Look through the material below and count the lines with the string "code". Report only the count.

** Start of Extracted entries **

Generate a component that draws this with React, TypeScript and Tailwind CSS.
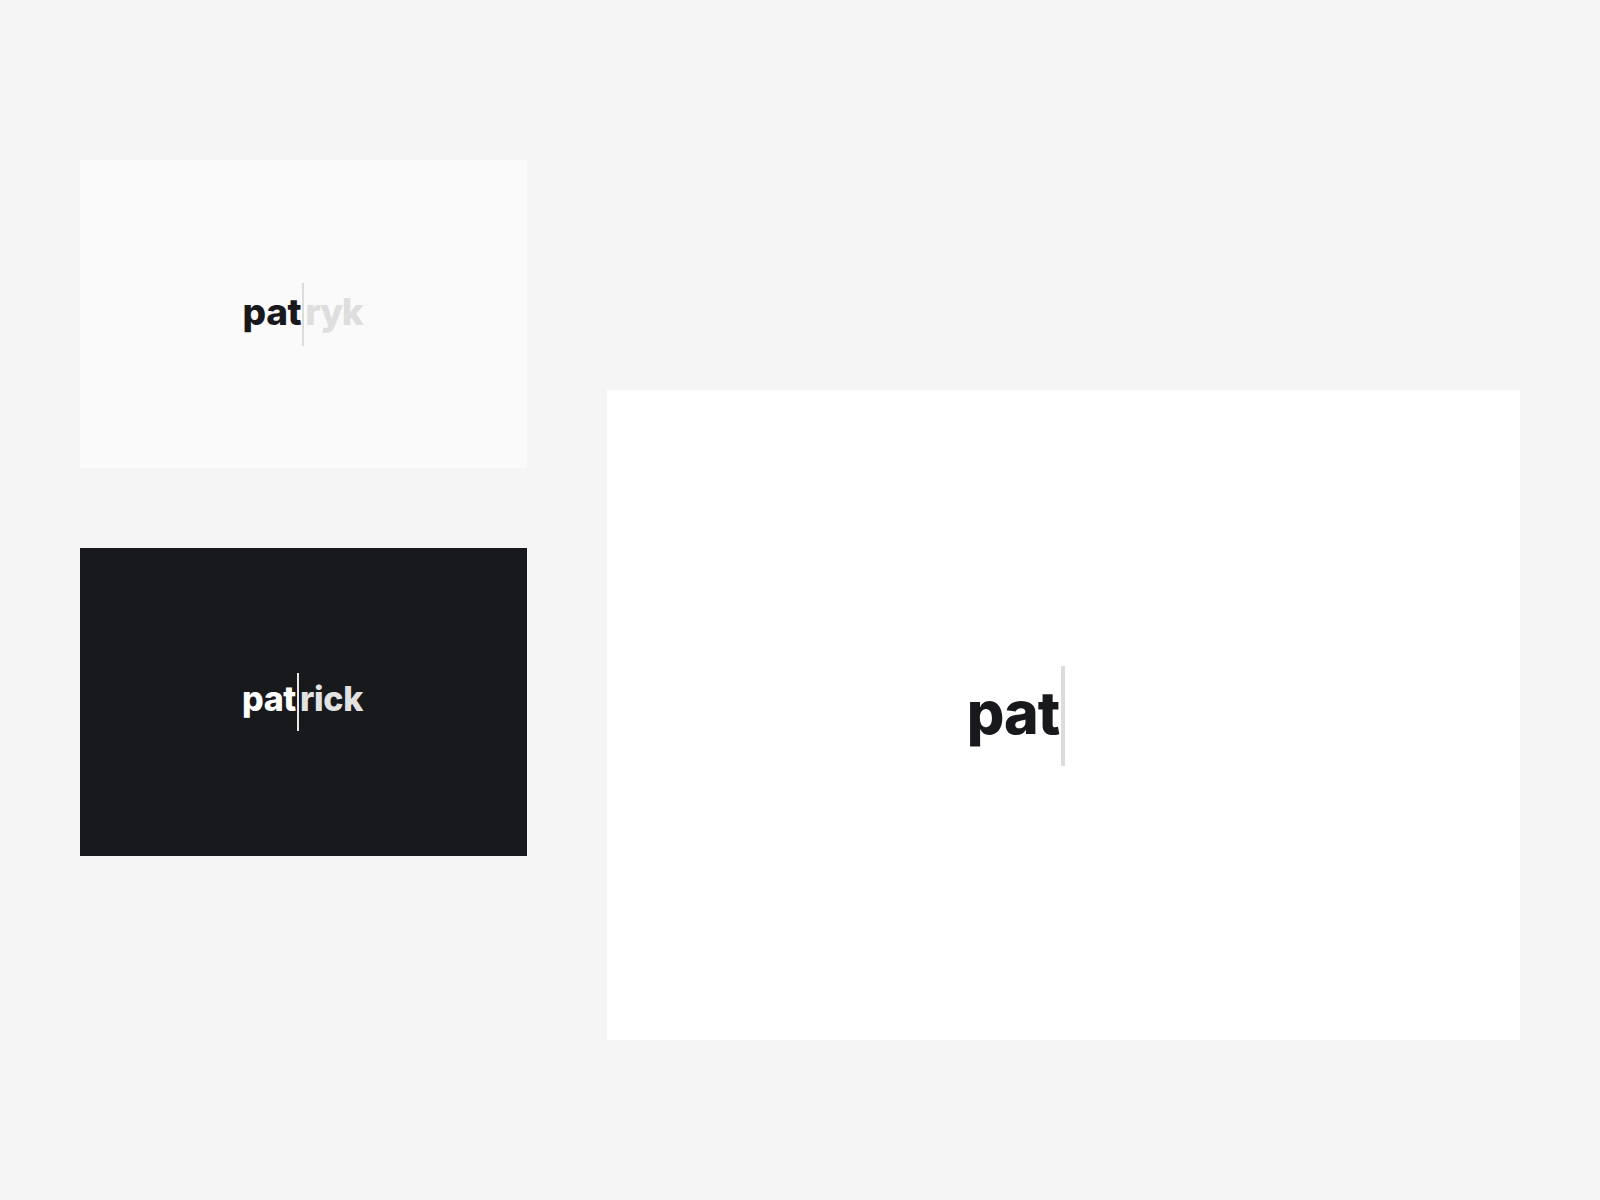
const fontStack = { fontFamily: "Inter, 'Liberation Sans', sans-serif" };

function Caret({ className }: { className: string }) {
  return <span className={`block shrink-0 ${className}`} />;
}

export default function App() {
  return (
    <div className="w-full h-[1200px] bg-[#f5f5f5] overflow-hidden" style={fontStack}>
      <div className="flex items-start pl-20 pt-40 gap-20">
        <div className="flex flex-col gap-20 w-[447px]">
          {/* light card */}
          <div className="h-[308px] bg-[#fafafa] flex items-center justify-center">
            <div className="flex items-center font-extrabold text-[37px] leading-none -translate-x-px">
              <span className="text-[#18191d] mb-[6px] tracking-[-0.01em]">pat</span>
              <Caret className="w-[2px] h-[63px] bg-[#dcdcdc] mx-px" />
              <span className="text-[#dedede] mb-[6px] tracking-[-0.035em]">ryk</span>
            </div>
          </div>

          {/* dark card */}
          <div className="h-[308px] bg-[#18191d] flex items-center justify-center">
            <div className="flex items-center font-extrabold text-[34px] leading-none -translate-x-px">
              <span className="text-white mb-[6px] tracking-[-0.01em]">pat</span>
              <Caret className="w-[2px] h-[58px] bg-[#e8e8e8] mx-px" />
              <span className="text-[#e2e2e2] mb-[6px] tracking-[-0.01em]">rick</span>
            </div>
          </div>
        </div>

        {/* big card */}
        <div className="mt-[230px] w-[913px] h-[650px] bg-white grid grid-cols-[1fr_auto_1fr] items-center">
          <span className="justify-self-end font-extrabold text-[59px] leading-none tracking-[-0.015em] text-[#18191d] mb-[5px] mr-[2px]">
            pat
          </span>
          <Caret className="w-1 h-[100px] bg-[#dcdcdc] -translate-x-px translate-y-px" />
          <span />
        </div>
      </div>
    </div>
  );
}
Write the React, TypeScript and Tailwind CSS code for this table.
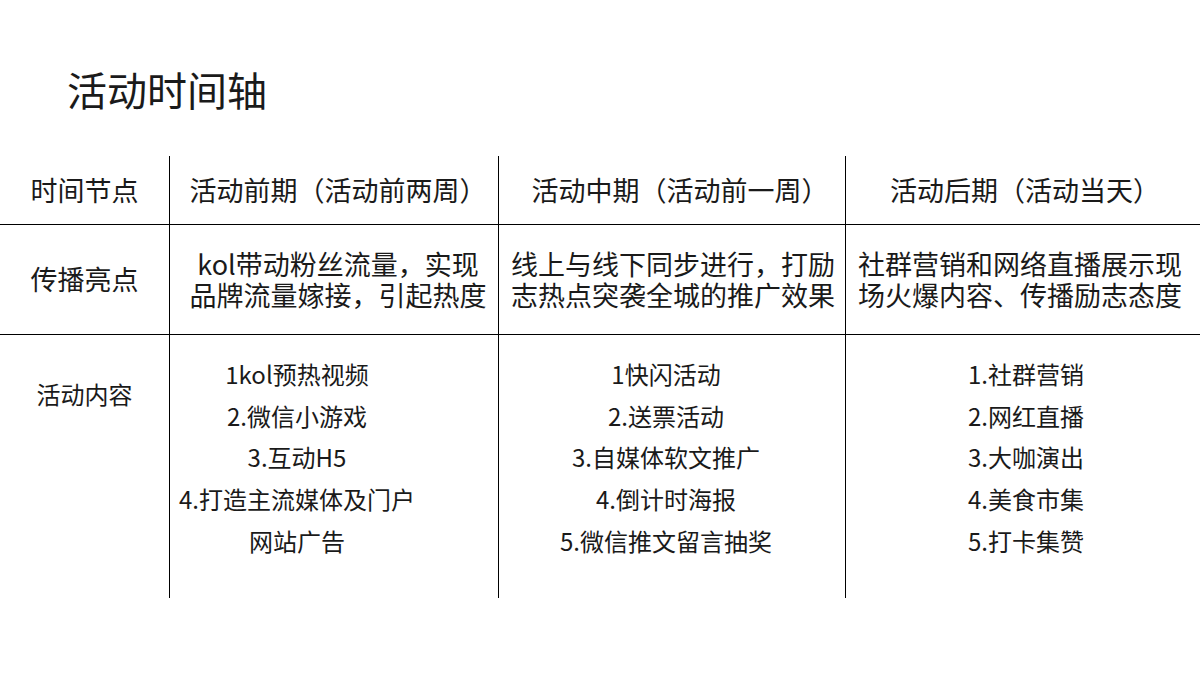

** End of Extracted entries **
** Start of Extracted entries **

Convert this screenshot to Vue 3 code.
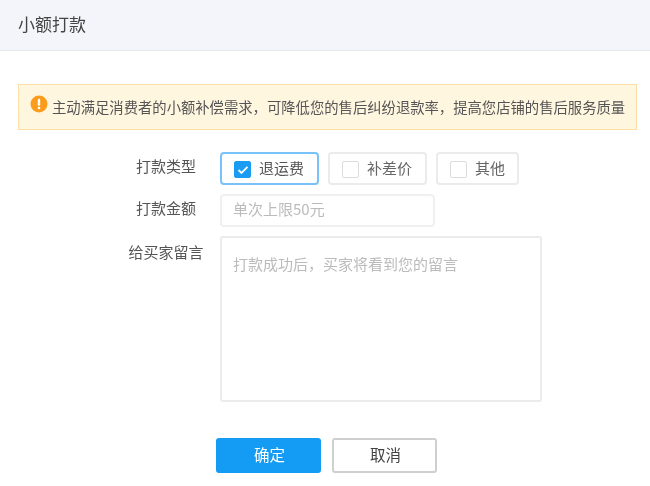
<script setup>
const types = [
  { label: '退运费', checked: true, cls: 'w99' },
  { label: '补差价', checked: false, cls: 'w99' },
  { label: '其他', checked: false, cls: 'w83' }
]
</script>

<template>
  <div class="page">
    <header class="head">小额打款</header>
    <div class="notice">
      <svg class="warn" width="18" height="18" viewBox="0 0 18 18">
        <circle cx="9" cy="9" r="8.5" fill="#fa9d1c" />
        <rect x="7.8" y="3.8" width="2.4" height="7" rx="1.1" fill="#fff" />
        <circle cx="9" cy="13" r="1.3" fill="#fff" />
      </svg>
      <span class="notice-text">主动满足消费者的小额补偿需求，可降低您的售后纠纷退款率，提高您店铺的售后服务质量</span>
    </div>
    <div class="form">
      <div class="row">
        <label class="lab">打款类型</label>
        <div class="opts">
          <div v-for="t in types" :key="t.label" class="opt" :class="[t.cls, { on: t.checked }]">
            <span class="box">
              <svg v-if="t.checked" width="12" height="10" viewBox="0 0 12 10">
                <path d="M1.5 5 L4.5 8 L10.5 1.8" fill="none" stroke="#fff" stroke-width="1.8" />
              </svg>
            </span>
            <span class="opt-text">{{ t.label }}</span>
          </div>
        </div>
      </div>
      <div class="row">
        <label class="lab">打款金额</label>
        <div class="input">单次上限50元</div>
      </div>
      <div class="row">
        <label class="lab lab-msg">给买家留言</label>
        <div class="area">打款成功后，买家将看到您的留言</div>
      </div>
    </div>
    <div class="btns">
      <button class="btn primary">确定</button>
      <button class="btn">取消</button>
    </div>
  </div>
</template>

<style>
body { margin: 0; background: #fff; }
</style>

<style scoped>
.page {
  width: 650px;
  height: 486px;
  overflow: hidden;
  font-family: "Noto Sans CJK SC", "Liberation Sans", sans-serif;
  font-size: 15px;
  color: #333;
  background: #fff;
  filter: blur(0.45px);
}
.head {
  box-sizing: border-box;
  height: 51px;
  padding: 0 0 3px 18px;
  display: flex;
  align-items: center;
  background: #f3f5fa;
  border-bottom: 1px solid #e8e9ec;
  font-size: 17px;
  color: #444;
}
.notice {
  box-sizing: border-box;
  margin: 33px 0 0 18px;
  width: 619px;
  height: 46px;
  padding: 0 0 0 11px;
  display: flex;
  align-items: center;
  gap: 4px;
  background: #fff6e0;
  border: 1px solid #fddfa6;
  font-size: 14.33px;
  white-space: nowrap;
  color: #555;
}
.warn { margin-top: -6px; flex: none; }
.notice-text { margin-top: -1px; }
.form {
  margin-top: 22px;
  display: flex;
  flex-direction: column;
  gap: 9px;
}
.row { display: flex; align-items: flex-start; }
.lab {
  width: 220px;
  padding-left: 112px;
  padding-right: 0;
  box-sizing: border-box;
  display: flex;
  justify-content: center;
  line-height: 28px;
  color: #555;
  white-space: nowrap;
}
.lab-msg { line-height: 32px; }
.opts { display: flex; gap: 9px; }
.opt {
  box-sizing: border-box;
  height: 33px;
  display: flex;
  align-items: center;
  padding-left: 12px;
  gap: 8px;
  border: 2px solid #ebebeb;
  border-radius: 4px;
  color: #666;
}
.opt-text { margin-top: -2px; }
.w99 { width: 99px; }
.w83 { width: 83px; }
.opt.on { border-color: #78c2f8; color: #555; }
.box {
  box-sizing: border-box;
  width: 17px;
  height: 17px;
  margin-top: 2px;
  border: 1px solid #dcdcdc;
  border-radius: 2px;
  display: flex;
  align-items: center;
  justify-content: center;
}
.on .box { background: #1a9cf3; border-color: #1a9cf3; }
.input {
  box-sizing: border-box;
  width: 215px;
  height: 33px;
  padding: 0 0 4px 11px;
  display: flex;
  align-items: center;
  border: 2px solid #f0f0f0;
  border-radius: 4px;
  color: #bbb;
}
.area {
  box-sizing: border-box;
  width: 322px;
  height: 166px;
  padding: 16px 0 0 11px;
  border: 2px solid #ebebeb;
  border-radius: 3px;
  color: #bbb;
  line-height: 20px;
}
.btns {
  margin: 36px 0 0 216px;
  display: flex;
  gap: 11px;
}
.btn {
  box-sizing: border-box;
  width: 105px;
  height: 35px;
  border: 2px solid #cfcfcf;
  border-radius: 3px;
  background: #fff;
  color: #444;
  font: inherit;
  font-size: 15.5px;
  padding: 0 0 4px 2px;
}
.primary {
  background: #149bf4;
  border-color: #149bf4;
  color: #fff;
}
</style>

** End of Extracted entries **

§ **Exercise response**: 2